Three Themes Cutting Across All Markets

Supply chains are being rewired, not simplified: The Global Business Supply Chain Continuity Index rose in Q1 2026 after a mostly contractionary 2025. Improved tariff clarity and stabilizing logistics conditions are driving cautious optimism. But the structural shift toward regionalization and nearshoring continues. Businesses that have not yet mapped concentration risk by corridor and supplier are exposed.

AI adoption is rising, but returns are incremental: Across regional markets, AI is moving from pilot to embedded function in faster-moving sectors. The Gulf leads regionally. Expectations should remain calibrated. Incremental gains in automation, demand forecasting, and cost optimization are the realistic near-term value case rather than transformational productivity leaps.
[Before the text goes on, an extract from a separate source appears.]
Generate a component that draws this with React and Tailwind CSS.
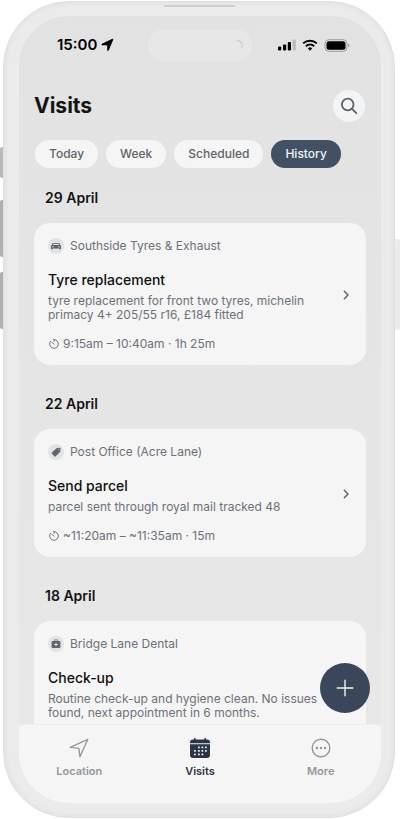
import { useState } from "react";

const filters = ["Today", "Week", "Scheduled", "History"];

const visits = [
    {
        id: 1,
        date: "29 April",
        place: "Southside Tyres & Exhaust",
        icon: "car",
        title: "Tyre replacement",
        note: "tyre replacement for front two tyres, michelin primacy 4+ 205/55 r16, £184 fitted",
        time: "9:15am – 10:40am · 1h 25m",
    },
    {
        id: 2,
        date: "22 April",
        place: "Post Office (Acre Lane)",
        icon: "tag",
        title: "Send parcel",
        note: "parcel sent through royal mail tracked 48",
        time: "~11:20am – ~11:35am · 15m",
    },
    {
        id: 3,
        date: "18 April",
        place: "Bridge Lane Dental",
        icon: "medical",
        title: "Check-up",
        note: "Routine check-up and hygiene clean. No issues found, next appointment in 6 months.",
    },
];

const PlaceIcon = ({ name }) => (
    <span className="flex size-4 shrink-0 items-center justify-center rounded-full bg-[#e2e3e5] text-[#5f646d]">
        <svg viewBox="0 0 16 16" className="size-4" fill="currentColor" aria-hidden="true">
            {name === "car" && (
                <path fillRule="evenodd" d="M5.2 4.9h5.6q.5 0 .7.5l.7 1.700q.8.4.8 1.300v2.900h-1.600v-.9H4.600v.9H3V8.400q0-.9.8-1.300l.7-1.700q.2-.5.7-.5zM5.500 5.800l-.5 1.200h6l-.5-1.200zM5 8a.7.7 0 1 0 0 1.400A.7.7 0 1 0 5 8zm6 0a.7.7 0 1 0 0 1.400A.7.7 0 1 0 11 8z" />
            )}
            {name === "tag" && (
                <path fillRule="evenodd" d="M9 4.100l2.900-.4q.8 0 .7.8l-.3 2.800q-.1.500-.5.900l-4 4q-.8.600-1.500 0L3.900 9.800q-.6-.7 0-1.400l4.200-3.900q.4-.3.900-.4zm1.700.9a.5.5 0 1 0 0 1 .5.5 0 1 0 0-1z" />
            )}
            {name === "medical" && (
                <path fillRule="evenodd" d="M6 4.500q0-1 1-1h2q1 0 1 1v.5h1.400q1 0 1 1v5q0 1-1 1H4.600q-1 0-1-1V6q0-1 1-1H6zm.8.500h2.400v-.7H6.800zm.8 1.700v1.400H6.200v.8h1.400v1.400h.8V8.900h1.400v-.8H8.400V6.700z" />
            )}
        </svg>
    </span>
);

const TimerIcon = () => (
    <svg viewBox="0 0 12 12" className="size-3" fill="none" stroke="currentColor" strokeWidth="1" strokeLinecap="round" aria-hidden="true">
        <path d="M6 1.500a4.400 4.400 0 1 1-3.400 1.600M6 1.500v1.700M6 6.200 4 4.200" />
    </svg>
);

const ChevronIcon = () => (
    <svg viewBox="0 0 12 12" className="size-3 shrink-0 text-[#5b5f65]" fill="none" stroke="currentColor" strokeWidth="1.400" strokeLinecap="round" strokeLinejoin="round" aria-hidden="true">
        <path d="M4.300 2.200 8 6l-3.700 3.800" />
    </svg>
);

const StatusBar = () => (
    <div className="grid h-[58px] shrink-0 grid-cols-[1fr_104px_1fr] items-center text-black">
        <div className="flex items-center gap-[3px] pl-[38px]">
            <span className="text-[15px] font-semibold">15:00</span>
            <svg viewBox="0 0 14 14" className="size-3.5" fill="currentColor" stroke="currentColor" strokeWidth="0.800" strokeLinejoin="round" aria-hidden="true">
                <path d="M12.300 1.200q.8-.3.500.5L8.400 12.200q-.6 1-.8-.2V6.900H2.300q-1-.2-.2-.8z" />
            </svg>
        </div>
        <div className="flex h-8 items-center justify-end rounded-full bg-[#e7e7e7] pr-2">
            <svg viewBox="0 0 12 12" className="size-3" fill="none" aria-hidden="true">
                <path d="M5 1.500a5 5 0 0 1 5 6.500" stroke="#cfcfcf" strokeWidth="1.500" strokeLinecap="round" />
            </svg>
        </div>
        <div className="flex items-center justify-end gap-1.5 pr-[31px]">
            <svg viewBox="0 0 18 12" className="h-3 w-[18px]" fill="currentColor" aria-hidden="true">
                <rect x="0" y="7.500" width="3.200" height="4" rx="1" />
                <rect x="5" y="5.500" width="3.200" height="6" rx="1" />
                <rect x="9.800" y="3" width="3.200" height="8.500" rx="1" />
                <rect x="14.600" y="0.500" width="3.200" height="11" rx="1" fill="#bcbcbc" />
            </svg>
            <svg viewBox="0 0 16 12" className="h-3 w-4" fill="none" stroke="currentColor" strokeWidth="2" aria-hidden="true">
                <path d="M1.200 4.400a9.800 9.800 0 0 1 13.600 0M3.900 7.200a5.900 5.900 0 0 1 8.200 0" />
                <path d="M8 11.700 5.900 9.400a3 3 0 0 1 4.200 0z" fill="currentColor" stroke="none" />
            </svg>
            <svg viewBox="0 0 26 13" className="h-[13px] w-[26px]" aria-hidden="true">
                <rect x="1" y="0.700" width="22" height="11.600" rx="3.800" fill="none" stroke="#9b9b9b" />
                <rect x="2.500" y="2.200" width="19" height="8.600" rx="2.500" fill="#000" />
                <path d="M24.200 4.700q1.300.7 1.300 1.800t-1.300 1.800z" fill="#9b9b9b" />
            </svg>
        </div>
    </div>
);

const VisitCard = ({ visit }) => (
    <section>
        <h2 className="mb-[13px] pl-[11px] text-sm leading-6 font-semibold text-[#141414]">{visit.date}</h2>
        <a href={`#visit-${visit.id}`} className="flex items-center justify-between rounded-2xl bg-[#f5f5f6] pt-[13px] pr-3.5 pb-[11px] pl-3.5">
            <div className="max-w-[274px] text-xs text-[#6d7179]">
                <div className="flex h-5 items-center gap-1.5">
                    <PlaceIcon name={visit.icon} />
                    {visit.place}
                </div>
                <h3 className="mt-3.5 text-sm leading-5 font-medium text-[#101010]">{visit.title}</h3>
                <p className="mt-1 leading-[14px]">{visit.note}</p>
                <div className="mt-3 flex h-5 items-center gap-[3px]">
                    {visit.time && <TimerIcon />}
                    {visit.time}
                </div>
            </div>
            <ChevronIcon />
        </a>
    </section>
);

const TabBar = () => (
    <nav className="grid h-[79px] shrink-0 grid-cols-3 rounded-t-sm border-t border-[#eeeeee] bg-[#f5f5f6] pt-3 text-[11px] font-semibold text-[#94979c]">
        <a href="#location" className="flex flex-col items-center gap-1">
            <svg viewBox="0 0 22 22" className="size-[22px]" fill="none" stroke="currentColor" strokeWidth="1.400" strokeLinejoin="round" aria-hidden="true">
                <path d="M19.800 2.300 12 19.800 10.800 11.400 2.200 10.400z" />
            </svg>
            Location
        </a>
        <a href="#visits" aria-current="page" className="flex flex-col items-center gap-1 text-[#2c3547]">
            <svg viewBox="0 0 22 22" className="size-[22px]" fill="currentColor" aria-hidden="true">
                <path d="M5 1h1.500v1.500h9V1H17v1.500h1q3 0 3 3v.7H1v-.7q0-3 3-3h1z" />
                <path d="M1 7.200h20V18q0 3-3 3H4q-3 0-3-3z" />
                <g fill="#f5f5f6">
                    <rect x="9" y="9.500" width="1.800" height="1.800" rx="0.500" />
                    <rect x="12.500" y="9.500" width="1.800" height="1.800" rx="0.500" />
                    <rect x="16" y="9.500" width="1.800" height="1.800" rx="0.500" />
                    <rect x="5" y="13" width="1.800" height="1.800" rx="0.500" />
                    <rect x="9" y="13" width="1.800" height="1.800" rx="0.500" />
                    <rect x="12.500" y="13" width="1.800" height="1.800" rx="0.500" />
                    <rect x="16" y="13" width="1.800" height="1.800" rx="0.500" />
                    <rect x="5" y="16.500" width="1.800" height="1.800" rx="0.500" />
                    <rect x="9" y="16.500" width="1.800" height="1.800" rx="0.500" />
                    <rect x="12.500" y="16.500" width="1.800" height="1.800" rx="0.500" />
                </g>
            </svg>
            Visits
        </a>
        <a href="#more" className="flex flex-col items-center gap-1">
            <svg viewBox="0 0 22 22" className="size-[22px]" fill="none" stroke="currentColor" strokeWidth="1.400" aria-hidden="true">
                <circle cx="11" cy="11" r="8.800" />
                <g fill="currentColor" stroke="none">
                    <circle cx="6.900" cy="11" r="1.200" />
                    <circle cx="11" cy="11" r="1.200" />
                    <circle cx="15.100" cy="11" r="1.200" />
                </g>
            </svg>
            More
        </a>
    </nav>
);

const App = () => {
    const [active, setActive] = useState("History");

    return (
        <div className="relative h-screen bg-white py-px pr-[5px] pl-[3px] font-['Inter',sans-serif]">
            {/* hardware buttons */}
            <span className="absolute top-[147px] left-0 h-[31px] w-[3px] rounded-l-xs bg-[#b9b9b9]" />
            <span className="absolute top-[200px] left-0 h-[57px] w-[3px] rounded-l-xs bg-[#b0b0b0]" />
            <span className="absolute top-[272px] left-0 h-[57px] w-[3px] rounded-l-xs bg-[#b0b0b0]" />
            <span className="absolute top-[239px] right-0 h-[91px] w-[5px] rounded-r-xs bg-[#ebebeb]" />
            <span className="absolute top-[5px] left-[164px] h-0.5 w-[71px] bg-[#cfcfcf]" />

            <div className="h-full rounded-[66px] border border-[#e0e0e0] bg-[#ebebeb] py-3.5 pr-[13px] pl-[15px] shadow-[inset_0_0_4px_2px_#e3e3e3]">
                <div className="flex h-full flex-col overflow-hidden rounded-[50px] bg-linear-to-b from-[#e2e2e2] to-[#e8e8e8]">
                    <StatusBar />
                    <header className="flex shrink-0 items-center justify-between pt-4 pr-4 pl-[15px]">
                        <h1 className="text-[21px] leading-8 font-bold text-[#141414]">Visits</h1>
                        <button type="button" aria-label="Search" className="flex size-8 items-center justify-center rounded-full bg-[#f3f4f5] text-[#5f6164]">
                            <svg viewBox="0 0 18 18" className="size-[18px]" fill="none" stroke="currentColor" strokeWidth="1.800" strokeLinecap="round" aria-hidden="true">
                                <circle cx="7.700" cy="7.500" r="5.800" />
                                <path d="m12 11.800 4.300 4.400" />
                            </svg>
                        </button>
                    </header>
                    <div className="flex shrink-0 gap-2 px-4 pt-[18px] pb-[18px]">
                        {filters.map((filter) => (
                            <button
                                key={filter}
                                type="button"
                                onClick={() => setActive(filter)}
                                className={`h-7 rounded-full px-3.5 text-xs font-medium ${active === filter ? "bg-[#415063] text-[#eef3f8]" : "bg-[#f5f5f6] text-[#5f6267]"}`}
                            >
                                {filter}
                            </button>
                        ))}
                    </div>
                    <div className="relative min-h-0 flex-1">
                        <main className="flex h-full flex-col gap-[27px] overflow-hidden pr-[15px] pl-[15px]">
                            {visits.map((visit) => (
                                <VisitCard key={visit.id} visit={visit} />
                            ))}
                        </main>
                        <button type="button" aria-label="Add visit" className="absolute right-[11px] bottom-[11px] flex size-[50px] items-center justify-center rounded-full bg-[#3a475b] text-[#eef3f8]">
                            <svg viewBox="0 0 18 18" className="size-[18px]" fill="none" stroke="currentColor" strokeWidth="1.400" strokeLinecap="round" aria-hidden="true">
                                <path d="M9 1.200v15.600M1.200 9h15.600" />
                            </svg>
                        </button>
                    </div>
                    <TabBar />
                </div>
            </div>
        </div>
    );
};

export default App;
Sustainability is becoming a commercial filter: Over 56% of businesses globally identified sustainability and green initiatives as a top growth opportunity in Q1 2026. ESG compliance frameworks including the EU Carbon Border Adjustment Mechanism are directly affecting export competitiveness for manufacturers in South Asia and Africa. Companies that treat this as a compliance task rather than a commercial strategy are likely to find market access increasingly constrained.
The Bottom Line
2026 is not a year for passive strategy. Growth is available, but it is concentrated in specific sectors, markets, and business models. The organizations that outperform will be those that have tightened their balance sheets, built visibility into their supply chains, and are investing selectively in digital and sustainability capabilities.
For D&BSAME markets, the near-term priorities are clear: manage geopolitical and currency risk actively, prepare for continued tightening in trade policy, and position for the critical minerals and digital infrastructure investment cycles that are already underway.